Perpetual hatred of the other is a fantastic expedient for a faction seeking domestic power. It is also horrible for liberty and peace. These are not the words of Noam Chomsky; this is a slave-owning Virginian general speaking to us.
Nevertheless, the House GOP has made such hatred the centerpiece of its brand. It is how the brand distinguishes itself from the cheese-eating surrender-monkey caricature it offers of Democratic governance. "As avenues to foreign influence in innumerable ways, such attachments are particularly alarming to the truly enlightened and independent patriot," Washington complained:
How many opportunities do they afford to tamper with domestic factions, to practice the arts of seduction, to mislead public opinion, to influence or awe the public councils! Such an attachment of a small or weak towards a great and powerful nation dooms the former to be the satellite of the latter.
This is precisely the situation House Republicans have seen fit to reinforce. Netanyahu's aims are baldly and dishonestly domestic political ones, notwithstanding his smarmy speechifying to the contrary. "I know that my speech has been the subject of much controversy," he said yesterday. "I deeply regret that some perceive my being here as political. That was never my intention."

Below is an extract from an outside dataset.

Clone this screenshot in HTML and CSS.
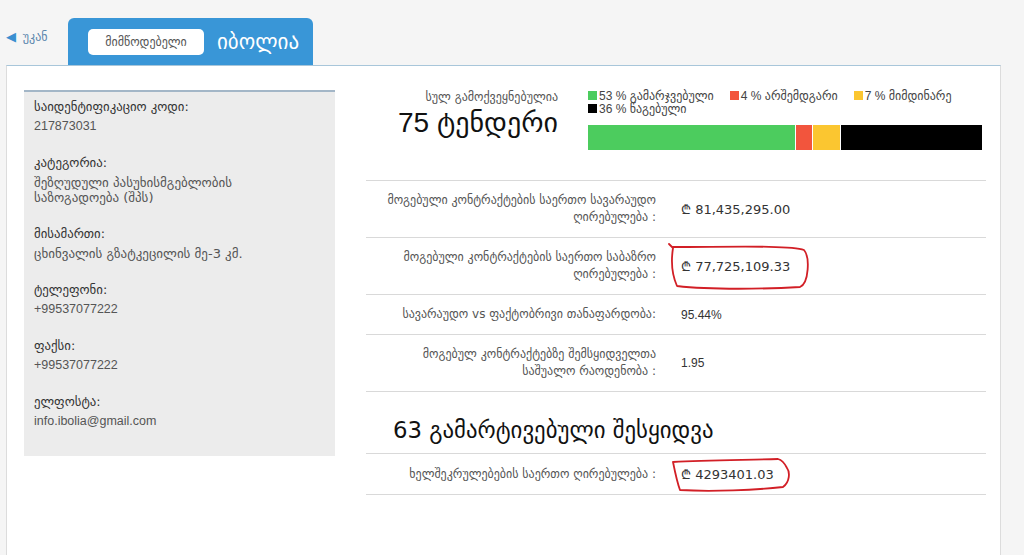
FILE: index.html
```html
<!DOCTYPE html>
<html lang="ka">
<head>
    <meta charset="UTF-8">
    <meta name="viewport" content="width=device-width, initial-scale=1.0">
    <title>იბოლია</title>
    <link rel="stylesheet" href="styles.css">
</head>
<body>
    <div class="top">
        <a class="back" href="#"><span class="back-arrow">&#9664;</span> უკან</a>
        <div class="tab">
            <span class="tab-btn">მიმწოდებელი</span>
            <span class="tab-name">იბოლია</span>
        </div>
    </div>

    <div class="panel">
        <div class="sidebar">
            <div class="field">
                <div class="field-label">საიდენტიფიკაციო კოდი:</div>
                <div class="field-value">217873031</div>
            </div>
            <div class="field">
                <div class="field-label">კატეგორია:</div>
                <div class="field-value geo">შეზღუდული პასუხისმგებლობის საზოგადოება (შპს)</div>
            </div>
            <div class="field">
                <div class="field-label">მისამართი:</div>
                <div class="field-value geo">ცხინვალის გზატკეცილის მე-3 კმ.</div>
            </div>
            <div class="field">
                <div class="field-label">ტელეფონი:</div>
                <div class="field-value">+99537077222</div>
            </div>
            <div class="field">
                <div class="field-label">ფაქსი:</div>
                <div class="field-value">+99537077222</div>
            </div>
            <div class="field">
                <div class="field-label">ელფოსტა:</div>
                <div class="field-value">info.ibolia@gmail.com</div>
            </div>
        </div>

        <div class="content">
            <div class="summary">
                <div class="total">
                    <div class="total-caption">სულ გამოქვეყნებულია</div>
                    <div class="total-count">75 ტენდერი</div>
                </div>
                <div class="chart">
                    <div class="legend">
                        <span class="legend-item"><i class="swatch won"></i>53 % გამარჯვებული</span>
                        <span class="legend-item"><i class="swatch failed"></i>4 % არშემდგარი</span>
                        <span class="legend-item"><i class="swatch current"></i>7 % მიმდინარე</span>
                        <span class="legend-item"><i class="swatch lost"></i>36 % წაგებული</span>
                    </div>
                    <div class="bar">
                        <div class="seg won" style="width: 53%"></div>
                        <div class="seg failed" style="width: 4%"></div>
                        <div class="seg current" style="width: 7%"></div>
                        <div class="seg lost" style="width: 36%"></div>
                    </div>
                </div>
            </div>

            <table class="stats">
                <tr>
                    <td class="stat-label">მოგებული კონტრაქტების საერთო სავარაუდო ღირებულება :</td>
                    <td class="stat-value money">₾ 81,435,295.00</td>
                </tr>
                <tr>
                    <td class="stat-label">მოგებული კონტრაქტების საერთო საბაზრო ღირებულება :</td>
                    <td class="stat-value money">
                        ₾ 77,725,109.33
                        <svg class="mark mark-big" width="148" height="54" viewBox="0 0 148 54">
                            <path d="M3,3 L7,7 C5,20 6,34 11,45 C45,49 100,48 134,46 C143,42 144,16 138,9 C125,4 60,6 7,6" />
                        </svg>
                    </td>
                </tr>
                <tr>
                    <td class="stat-label">სავარაუდო vs ფაქტობრივი თანაფარდობა:</td>
                    <td class="stat-value">95.44%</td>
                </tr>
                <tr>
                    <td class="stat-label">მოგებულ კონტრაქტებზე შემსყიდველთა საშუალო რაოდენობა :</td>
                    <td class="stat-value">1.95</td>
                </tr>
            </table>

            <h2 class="section-title">63 გამარტივებული შესყიდვა</h2>

            <table class="stats">
                <tr>
                    <td class="stat-label">ხელშეკრულებების საერთო ღირებულება :</td>
                    <td class="stat-value money">
                        ₾ 4293401.03
                        <svg class="mark mark-small" width="130" height="44" viewBox="0 0 130 44">
                            <path d="M7,8 C9,18 11,28 14,36 C45,38 90,36 117,33 C124,28 124,18 121,14 C118,8 116,6 112,5 C80,6 40,6 7,8" />
                        </svg>
                    </td>
                </tr>
            </table>
        </div>
    </div>
</body>
</html>
```

FILE: styles.css
```css
body {
    margin: 0;
    background-color: #f5f5f5;
    font-family: "Liberation Sans", "DejaVu Sans", sans-serif;
    color: #333;
    overflow: hidden;
}

/* Back link and supplier tab */
.top {
    display: flex;
    align-items: flex-end;
    height: 65px;
    padding-left: 6px;
}

.back {
    align-self: flex-start;
    width: 62px;
    margin-top: 29px;
    font-family: "DejaVu Sans", sans-serif;
    font-size: 12px;
    color: #5b87ad;
    text-decoration: none;
}

.back-arrow {
    color: #3a8fd0;
    font-size: 13px;
    margin-right: 3px;
}

.tab {
    display: flex;
    align-items: center;
    width: 225px;
    height: 47px;
    padding-left: 20px;
    background-color: #3996d7;
    border-radius: 6px 6px 0 0;
    font-family: "DejaVu Sans", sans-serif;
}

.tab-btn {
    display: inline-block;
    width: 116px;
    line-height: 26px;
    text-align: center;
    background-color: #fff;
    border-radius: 5px;
    font-size: 12px;
    color: #555;
}

.tab-name {
    margin-left: 13px;
    font-size: 21px;
    color: #fff;
}

/* Main panel */
.panel {
    display: flex;
    align-items: flex-start;
    margin-left: 6px;
    width: 976px;
    min-height: 500px;
    padding: 24px 0 0 17px;
    background-color: #fff;
    border: 1px solid #dcdcdc;
    border-top-color: #a8c6da;
}

.sidebar {
    width: 291px;
    height: 358px;
    padding: 6px 10px 0;
    background-color: #ececec;
    border-top: 2px solid #a3b6c7;
}

.field {
    margin-bottom: 20px;
}

.field-label {
    font-family: "DejaVu Sans", sans-serif;
    font-size: 12.8px;
    line-height: 18px;
    color: #333;
}

.field-value {
    margin-top: 3px;
    font-size: 12.5px;
    line-height: 15px;
    color: #555;
}

.field-value.geo {
    max-width: 250px;
    font-family: "DejaVu Sans", sans-serif;
    font-size: 13px;
}

/* Right column */
.content {
    width: 620px;
    margin-left: 31px;
}

.summary {
    display: flex;
    height: 90px;
    border-bottom: 1px solid #d9d9d9;
}

.total {
    width: 192px;
    text-align: right;
    font-family: "DejaVu Sans", sans-serif;
}

.total-caption {
    font-size: 12px;
    color: #555;
}

.total-count {
    margin-top: 2px;
    font-family: "Liberation Sans", "DejaVu Sans", sans-serif;
    font-size: 28px;
    color: #111;
}

.chart {
    margin-left: 30px;
    width: 394px;
}

.legend {
    display: flex;
    flex-wrap: wrap;
    column-gap: 16px;
    font-size: 12px;
    line-height: 13px;
    color: #444;
}

.swatch {
    display: inline-block;
    width: 9px;
    height: 9px;
    margin-right: 2px;
}

.bar {
    display: flex;
    gap: 1px;
    height: 25px;
    margin-top: 9px;
}

.seg {
    height: 100%;
}

.won { background-color: #4ccc5e; }
.failed { background-color: #f2553d; }
.current { background-color: #fbc630; }
.lost { background-color: #000; }

.stats {
    width: 100%;
    border-collapse: collapse;
}

.stats td {
    border-bottom: 1px solid #d9d9d9;
    padding: 11px 0;
    vertical-align: middle;
}

.stat-label {
    width: 280px;
    padding-left: 10px !important;
    text-align: right;
    font-family: "DejaVu Sans", sans-serif;
    font-size: 12px;
    line-height: 17px;
    color: #555;
}

.stat-value {
    position: relative;
    padding-left: 25px !important;
    font-size: 12px;
    color: #333;
}

.stat-value.money {
    font-family: "DejaVu Sans", sans-serif;
    font-size: 13px;
}

.section-title {
    margin: 0;
    padding: 25px 0 10px 27px;
    font-family: "DejaVu Sans", sans-serif;
    font-weight: normal;
    font-size: 22.8px;
    color: #111;
    border-bottom: 1px solid #d9d9d9;
}

/* hand drawn red marks over the values */
.mark {
    position: absolute;
    pointer-events: none;
}

.mark path {
    fill: none;
    stroke: #d21f26;
    stroke-width: 1.8;
    stroke-linecap: round;
    stroke-linejoin: round;
}

.mark-big {
    left: 10px;
    top: 3px;
}

.mark-small {
    left: 10px;
    top: 0;
}
```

That's an insult to the listener's intelligence. Netanyahu's speech was broadcast live in Israel at news hour, 6 p.m., two weeks ahead of a nationwide vote that will determine whether he will remain in power atop a crumbling right-wing coalition. Part of that coalition has bailed on him. The center and the left in Israel are gaining momentum. His opinion on Iran is not Israel's; it is an albatross garbling a death rattle that Team Boehner wishes to hang around the neck of the American body politic. And just as Washington predicted, Team Boehner is succeeding, because not even the specter of Islamofascism can kill an American republic as quickly as cynical partisan fearmongering.